Problem statement - Reproduce every line of the listing as written, apart from the pictures.

***

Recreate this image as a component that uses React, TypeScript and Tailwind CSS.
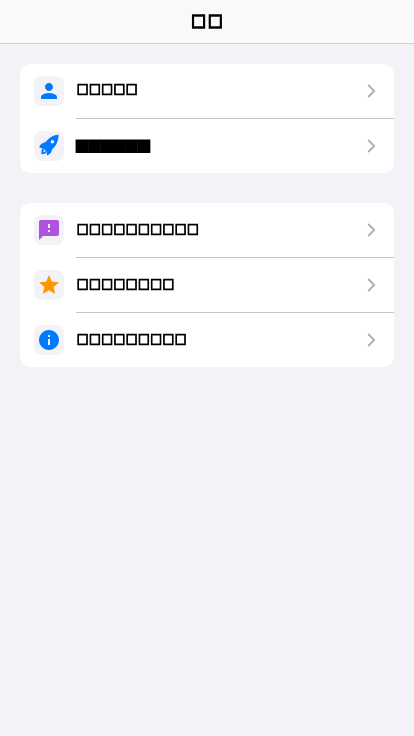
import type { ReactNode } from 'react';
import { MdPerson, MdFeedback, MdStar, MdInfo } from 'react-icons/md';

function Rocket() {
  return (
    <svg className="size-6 shrink-0" viewBox="0 0 24 24" fill="#007aff">
      <path
        fillRule="evenodd"
        d="M21.6 0.7C17.8 0.9 13.6 2.1 10.9 5.6C10.1 6.5 9.4 7.4 8.7 8C5.8 8.6 3 10.3 2.2 13.5L5.6 14.4C7 14.8 9.3 16.7 9.5 18L10 21.6C12.8 20.6 14.9 18.4 14.9 15.6C15.7 14.9 16.6 14 17.4 13.1C20.3 9.8 21.5 4.8 21.6 0.7ZM15.4 5.9A1.8 1.8 0 1 1 15.4 9.5A1.8 1.8 0 0 1 15.4 5.9Z"
      />
      <path d="M5.9 14.6C4.4 15.4 4.2 17.6 4.5 20.2C6.9 20.3 9 20 9.4 17.8L8.1 17.1C7.8 18 7.2 18.3 6.2 18.4C6.2 17.4 6.5 16.7 7.4 16Z" />
    </svg>
  );
}

function Row({ icon, children, last = false }: { icon: ReactNode; children: ReactNode; last?: boolean }) {
  return (
    <div className="flex pl-[14px]">
      <div className="flex h-[54px] w-[42px] shrink-0 items-center">
        <div className="flex size-[30px] items-center justify-center rounded-[8px] bg-[#f2f2f7]">{icon}</div>
      </div>
      <div className={`flex min-w-0 grow items-center justify-between pr-[18px] ${last ? 'h-[54px]' : 'h-[55px] border-b border-[#c6c6c8]'}`}>
        {children}
        <svg className="h-[14px] w-[9px]" viewBox="0 0 9 14" fill="none" stroke="#aeaeb2" strokeWidth="1.8">
          <path d="M1.2 1L7.2 7L1.2 13" />
        </svg>
      </div>
    </div>
  );
}

function Label({ text }: { text: string }) {
  return (
    <span className="mb-[2px] inline-block translate-y-[-0.9px] scale-y-[1.1] pl-[0.8px] font-['DejaVu_Sans',sans-serif] text-[12.2px] leading-[20px] tracking-[0.72px] text-black will-change-transform [-webkit-text-stroke:0.95px_black]">
      {text}
    </span>
  );
}

export default function App() {
  return (
    <div className="min-h-[736px] w-full bg-[#f2f2f7] antialiased">
      <header className="flex h-[44px] items-center justify-center border-b border-[#d2d2d3] bg-[#f9f9f9]">
        <h1 className="mb-[2px] ml-[1.8px] translate-y-[-0.6px] scale-y-[1.1] font-['DejaVu_Sans',sans-serif] text-[15.4px] leading-[20px] tracking-[2.2px] text-black will-change-transform [-webkit-text-stroke:1.3px_black]">□□</h1>
      </header>
      <main className="flex flex-col gap-[30px] px-5 pt-5">
        <section className="overflow-hidden rounded-[10px] bg-white">
          <Row icon={<MdPerson className="size-6 shrink-0 text-[#007aff]" />}>
            <Label text="□□□□□" />
          </Row>
          <Row last icon={<Rocket />}>
            <span className="inline-block scale-y-[1.06] font-['DejaVu_Sans',sans-serif] text-[13px] leading-[20px] tracking-[0.1px] text-black will-change-transform [-webkit-text-stroke:2.9px_black]">■■■■■■</span>
          </Row>
        </section>
        <section className="overflow-hidden rounded-[10px] bg-white">
          <Row icon={<MdFeedback className="size-6 shrink-0 text-[#af52de]" />}>
            <Label text="□□□□□□□□□□" />
          </Row>
          <Row icon={<MdStar className="size-6 shrink-0 text-[#ff9500]" />}>
            <Label text="□□□□□□□□" />
          </Row>
          <Row last icon={<MdInfo className="size-6 shrink-0 text-[#007aff]" />}>
            <Label text="□□□□□□□□□" />
          </Row>
        </section>
      </main>
    </div>
  );
}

***

Solution to this problem -
Recreate this image as a component that uses React, TypeScript and Tailwind CSS.
import type { ReactNode } from 'react';
import { MdPerson, MdFeedback, MdStar, MdInfo } from 'react-icons/md';

function Rocket() {
  return (
    <svg className="size-6 shrink-0" viewBox="0 0 24 24" fill="#007aff">
      <path
        fillRule="evenodd"
        d="M21.6 0.7C17.8 0.9 13.6 2.1 10.9 5.6C10.1 6.5 9.4 7.4 8.7 8C5.8 8.6 3 10.3 2.2 13.5L5.6 14.4C7 14.8 9.3 16.7 9.5 18L10 21.6C12.8 20.6 14.9 18.4 14.9 15.6C15.7 14.9 16.6 14 17.4 13.1C20.3 9.8 21.5 4.8 21.6 0.7ZM15.4 5.9A1.8 1.8 0 1 1 15.4 9.5A1.8 1.8 0 0 1 15.4 5.9Z"
      />
      <path d="M5.9 14.6C4.4 15.4 4.2 17.6 4.5 20.2C6.9 20.3 9 20 9.4 17.8L8.1 17.1C7.8 18 7.2 18.3 6.2 18.4C6.2 17.4 6.5 16.7 7.4 16Z" />
    </svg>
  );
}

function Row({ icon, children, last = false }: { icon: ReactNode; children: ReactNode; last?: boolean }) {
  return (
    <div className="flex pl-[14px]">
      <div className="flex h-[54px] w-[42px] shrink-0 items-center">
        <div className="flex size-[30px] items-center justify-center rounded-[8px] bg-[#f2f2f7]">{icon}</div>
      </div>
      <div className={`flex min-w-0 grow items-center justify-between pr-[18px] ${last ? 'h-[54px]' : 'h-[55px] border-b border-[#c6c6c8]'}`}>
        {children}
        <svg className="h-[14px] w-[9px]" viewBox="0 0 9 14" fill="none" stroke="#aeaeb2" strokeWidth="1.8">
          <path d="M1.2 1L7.2 7L1.2 13" />
        </svg>
      </div>
    </div>
  );
}

function Label({ text }: { text: string }) {
  return (
    <span className="mb-[2px] inline-block translate-y-[-0.9px] scale-y-[1.1] pl-[0.8px] font-['DejaVu_Sans',sans-serif] text-[12.2px] leading-[20px] tracking-[0.72px] text-black will-change-transform [-webkit-text-stroke:0.95px_black]">
      {text}
    </span>
  );
}

export default function App() {
  return (
    <div className="min-h-[736px] w-full bg-[#f2f2f7] antialiased">
      <header className="flex h-[44px] items-center justify-center border-b border-[#d2d2d3] bg-[#f9f9f9]">
        <h1 className="mb-[2px] ml-[1.8px] translate-y-[-0.6px] scale-y-[1.1] font-['DejaVu_Sans',sans-serif] text-[15.4px] leading-[20px] tracking-[2.2px] text-black will-change-transform [-webkit-text-stroke:1.3px_black]">□□</h1>
      </header>
      <main className="flex flex-col gap-[30px] px-5 pt-5">
        <section className="overflow-hidden rounded-[10px] bg-white">
          <Row icon={<MdPerson className="size-6 shrink-0 text-[#007aff]" />}>
            <Label text="□□□□□" />
          </Row>
          <Row last icon={<Rocket />}>
            <span className="inline-block scale-y-[1.06] font-['DejaVu_Sans',sans-serif] text-[13px] leading-[20px] tracking-[0.1px] text-black will-change-transform [-webkit-text-stroke:2.9px_black]">■■■■■■</span>
          </Row>
        </section>
        <section className="overflow-hidden rounded-[10px] bg-white">
          <Row icon={<MdFeedback className="size-6 shrink-0 text-[#af52de]" />}>
            <Label text="□□□□□□□□□□" />
          </Row>
          <Row icon={<MdStar className="size-6 shrink-0 text-[#ff9500]" />}>
            <Label text="□□□□□□□□" />
          </Row>
          <Row last icon={<MdInfo className="size-6 shrink-0 text-[#007aff]" />}>
            <Label text="□□□□□□□□□" />
          </Row>
        </section>
      </main>
    </div>
  );
}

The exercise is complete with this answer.